WASHINGTON — Today, Everytown for Gun Safety Support Fund released a new report looking into changes made by YouTube after the company started to take steps to meaningfully enforce its longstanding prohibition on content with links to firearms sales, finally assigning strikes and channel bans when video creators link to or otherwise direct viewers to a firearms company.
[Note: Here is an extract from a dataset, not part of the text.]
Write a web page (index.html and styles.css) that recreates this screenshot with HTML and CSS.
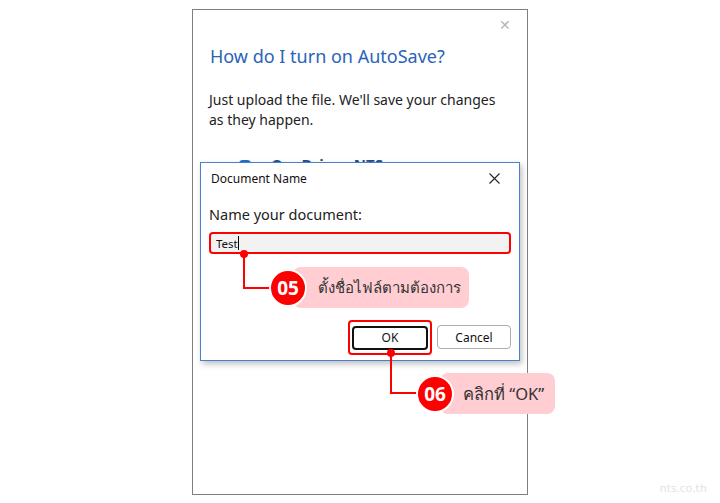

Around the same time, YouTube implemented policies to restrict some firearm content for viewers younger than 18 and ban videos that demonstrate modifications and features on particular firearms.

Everytown analyzed a large data set of YouTube videos uploaded by roughly 500 gun-related YouTube channels from 2023 and 2024. The analysis found that YouTube’s revised enforcement approach is making a significant dent in the problem; Between the announcement of the renewed enforcement of the prohibition on content with links to firearm sales in August 2024 and the end of the year, the daily average of videos with violative links was nearly a third lower. But despite this positive development, months after the supposed start of the renewed enforcement, thousands of videos that violate YouTube’s firearms guidelines were still available on the platform.

“YouTube has historically played host to a lot of dangerous and easily accessible gun content, and it’s crucial that they take the implementation of their policies seriously,” said Justin Wagner, senior director of investigations at Everytown for Gun Safety. “Just like a speed limit without traffic cops, social media safety policies that lack proper enforcement will be ineffective and ignored — and we hope that YouTube will continue to make the necessary improvements to protect kids and live up to the commitments they made.”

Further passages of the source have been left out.